Getting down to brass tacks tonight I went out with my friends, it’s Tuesday and that’s our, rather unusal but customary night to go out; I suppose it’s one of the luxuries of being a student… if I can even call myself that anymore.
Tuesday nights are my nights to cut loose, now I’ll add a bit of clarity to that statement, I’m not one of these people who goes out with a pittence in money and their plastic pal only to wake up in the morning, still drunk, and with a bill that makes suicide look like a valid option. No, I’m the exact opposite end of the spectrum, I go out with a little bit of cash because, despite wine and whiskey being my go too drinks they’re expensive and as such I’m relegated to drinking cider- the small quantity of money is in fact a choice,it’s proportional to the amount of cider I can actually drink.

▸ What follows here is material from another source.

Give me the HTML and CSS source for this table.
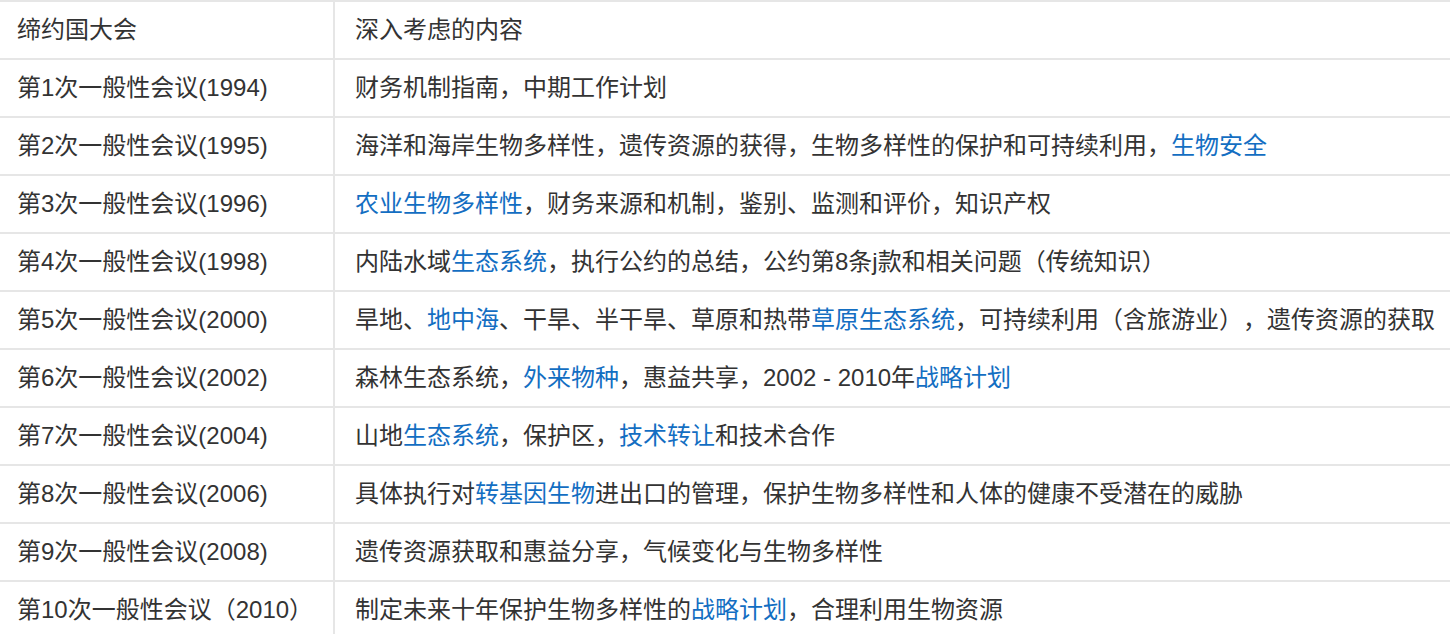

If you were to sit me down at table on any given night and ply me with an unlimited amount of alcohol and on each night I was given solely cider, wine and whiskey respectively there would be a markedly large difference in the amount of alcohol consumed. With cider I’ve worked my limit out to be about five to six pints and that translates to anywhere between ten and twelve units, however if you sat me down with wine, for example, I could quite contentedly plod through two bottles of red without any complaint from my stomach and that works out to be about eighteen to twenty units.
The difference is startling!
This isn’t to say that I handle my liquor well… I don’t, I’m an absolute lightweight, but I’m a funny drunk, not punchy or sleepy at all – The kind of drunk that just becomes sociable, laughable
and will do unspeakable damage to your toilet. So I suppose there are worse categories that I could fall into.
However this post is about my night out and why it turned out to be a terrible idea.
I suppose I’d been in a bad mood all day, given the greater prevelance of my mini panic attacks and my rather angry ‘rest state’ recently perhaps i should have seen this coming but I still went out. That’s not a bad thing you understand, it’s not, sometimes when you’re feeling a little low and upset what you in fact need is a drink and a laugh with a few good friends. That wasn’t what happened though.
I went out and the more I saw people laughing, smiling and having a good time the more angry I became, completely inverse to my otherwise jovial setting, I felt envious of their care free nature and savagely angry because, no matter how hard I tried, I couldn’t seem to have a good time.
The cider tasted sour, the company felt cold and above all else, I hated myself for not being able to enoy a simple pleasure.
It’s ridiculous I know but it ended up with me, sat for three hours clenching my fists and wishing nothing but the worst upon those who actively care about my well being and were trying to help… what kind of a person does that?
I yelled at one in particular, a good friend who has stood by me through some rough times, he’s not the biggest pal I’ve got, but I value him immensely… I screamed at him, berated him and threatened him… and now I’m writing about it I feel like scum.
Of course I apologized and he said that there was no hard feelings… but it still hurts, I still feel guilty, what kind of an asshole does that to his friends.